* **WHAT TO PRODUCE**:
Tally the lines containing the word "styles" and give the total alone.

* **PROVIDED DATA**:
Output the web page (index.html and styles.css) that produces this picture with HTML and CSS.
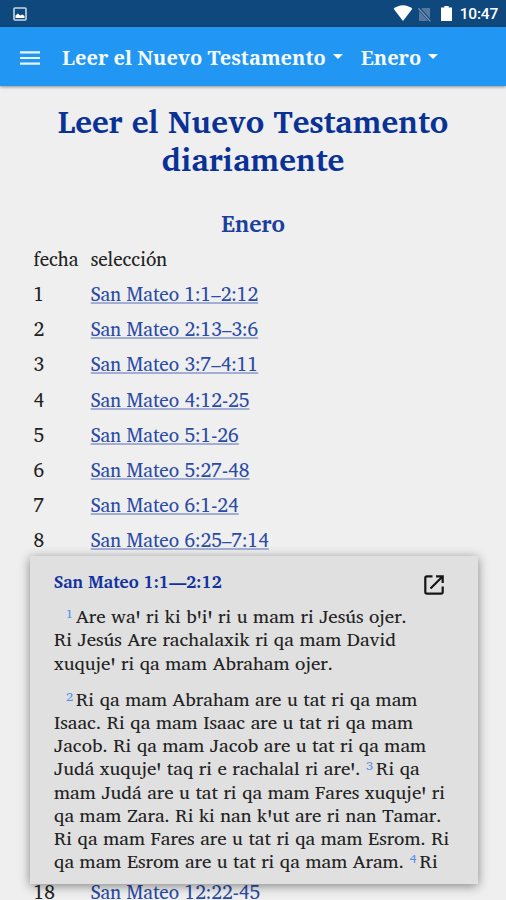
FILE: index.html
```html
<!DOCTYPE html>
<html lang="es">
<head>
<meta charset="utf-8">
<title>Leer el Nuevo Testamento</title>
<link rel="stylesheet" href="styles.css">
</head>
<body>
<div class="status">
  <svg class="pic" width="14" height="14" viewBox="0 0 14 14"><rect x="1" y="1" width="12" height="12" rx="1" fill="none" stroke="#c5d6e8" stroke-width="1.6"/><path d="M2.500 11V8.500L5 6.500l2 2 2.500-1 2 1.500v2z" fill="#fff"/></svg>
  <div class="sys">
    <svg class="wifi" width="20" height="16" viewBox="0 0 20 16"><path d="M10 16L.6 3.800Q4.800.3 10 .3t9.400 3.500z" fill="#fff"/></svg>
    <svg class="sim" width="13" height="15" viewBox="0 0 13 15"><path d="M4 1h8v10.500L3.500 2zM1 4l9.500 10H1z" fill="#56789f"/><path d="M.5 1.500l12 12.800" stroke="#7d99b8" stroke-width="1.200"/></svg>
    <svg class="bat" width="11" height="15" viewBox="0 0 11 15"><path d="M3.300 0h4.400v1.600H11V15H0V1.600h3.300z" fill="#fff"/></svg>
    <span class="time">10:47</span>
  </div>
</div>
<header class="bar">
  <svg class="menu" width="20" height="14" viewBox="0 0 20 14"><path d="M0 1.300h20M0 7h20M0 12.700h20" stroke="#e9f5fe" stroke-width="2.200"/></svg>
  <span class="drop">Leer el Nuevo Testamento<i class="caret"></i></span>
  <span class="drop second">Enero<i class="caret"></i></span>
</header>
<main>
  <h1>Leer el Nuevo Testamento<br>diariamente</h1>
  <h2>Enero</h2>
  <div class="plan">
    <div class="row"><span>fecha</span><span>selección</span></div>
    <div class="row"><span>1</span><a>San Mateo 1:1–2:12</a></div>
    <div class="row"><span>2</span><a>San Mateo 2:13–3:6</a></div>
    <div class="row"><span>3</span><a>San Mateo 3:7–4:11</a></div>
    <div class="row"><span>4</span><a>San Mateo 4:12-25</a></div>
    <div class="row"><span>5</span><a>San Mateo 5:1-26</a></div>
    <div class="row"><span>6</span><a>San Mateo 5:27-48</a></div>
    <div class="row"><span>7</span><a>San Mateo 6:1-24</a></div>
    <div class="row"><span>8</span><a>San Mateo 6:25–7:14</a></div>
    <div class="row last"><span>18</span><a>San Mateo 12:22-45</a></div>
  </div>
</main>
<section class="popup">
  <div class="head"><h3>San Mateo 1:1—2:12</h3>
    <svg class="open" width="20" height="20" viewBox="0 0 20 20" fill="none" stroke="#161616" stroke-width="2.200"><path d="M8.500 1.300H3Q1.300 1.300 1.300 3v14q0 1.700 1.700 1.700h14q1.700 0 1.700-1.700v-5.500"/><path d="M12 1.300h6.700V8M18.300 1.700L6.500 13.500"/></svg>
  </div>
  <p><sup>1</sup>Are waꞌ ri ki bꞌiꞌ ri u mam ri Jesús ojer.<br>Ri Jesús Are rachalaxik ri qa mam David<br>xuqujeꞌ ri qa mam Abraham ojer.</p>
  <p><sup>2</sup>Ri qa mam Abraham are u tat ri qa mam<br>Isaac. Ri qa mam Isaac are u tat ri qa mam<br>Jacob. Ri qa mam Jacob are u tat ri qa mam<br>Judá xuqujeꞌ taq ri e rachalal ri areꞌ. <sup>3</sup>Ri qa<br>mam Judá are u tat ri qa mam Fares xuqujeꞌ ri<br>qa mam Zara. Ri ki nan kꞌut are ri nan Tamar.<br>Ri qa mam Fares are u tat ri qa mam Esrom. Ri<br>qa mam Esrom are u tat ri qa mam Aram. <sup>4</sup>Ri</p>
</section>
</body>
</html>
```
FILE: styles.css
```css
*{box-sizing:border-box}
body{margin:0;height:900px;overflow:hidden;background:#efefef;color:#222;font:19px/35.1px "Charis SIL","DejaVu Serif Condensed",serif}
h1,h2,h3,p{margin:0}
svg{display:block}
.status{height:27px;background:#0f487c;display:flex;justify-content:space-between;padding:0 8px 0 13px}
.pic{margin-top:7px}
.sys{display:flex;align-items:flex-start}
.wifi{margin-top:5px}
.sim{margin:7px 10px 0 5px}
.bat{margin:6px 8px 0 0}
.time{font:500 15.5px/29px Roboto,sans-serif;color:#fff;letter-spacing:-.2px}
.bar{height:59px;background:#2196f3;display:flex;align-items:center;padding:2px 0 0 20px;box-shadow:0 1px 3px rgba(0,0,0,.4)}
.drop{display:flex;align-items:center;margin-left:22px;color:#f4faff;font:bold 20px/30px "Noto Serif","DejaVu Serif Condensed",serif;white-space:nowrap}
.drop.second{margin-left:18px}
.caret{border:5px solid transparent;border-top-color:#fff;border-bottom:0;margin:-2px 0 0 7px}
main{padding:16px 33.5px 0}
h1{font-size:31.6px;line-height:38px;color:#0a3296;text-align:center;white-space:nowrap}
h2{font-size:23px;line-height:36px;margin-top:26.5px;color:#1a409c;text-align:center}
.row{display:grid;grid-template-columns:57.2px 1fr;height:35.15px;white-space:nowrap}
.row:first-child{height:35.6px}
.row a{color:#2b4ba5;text-decoration:underline 1.5px #a3aed4;justify-self:start}
.row.last{margin-top:316.4px}
.popup{position:absolute;left:30px;top:556px;width:448px;height:328px;padding:0 24px;background:#e0e0e0;box-shadow:0 2px 10px rgba(0,0,0,.45);white-space:nowrap;font-size:18.95px;line-height:23.15px}
.head{display:flex;justify-content:space-between;height:48.3px;padding-right:10px}
h3{font-size:17.1px;line-height:52px;color:#1232a0}
.open{margin-top:19px}
p{text-indent:12px;margin-bottom:13.2px}
sup{font-size:12.5px;line-height:0;vertical-align:5px;color:#4f8fe6;margin-right:3px}
```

* **RESPONSE TO THIS EXERCISE**:
3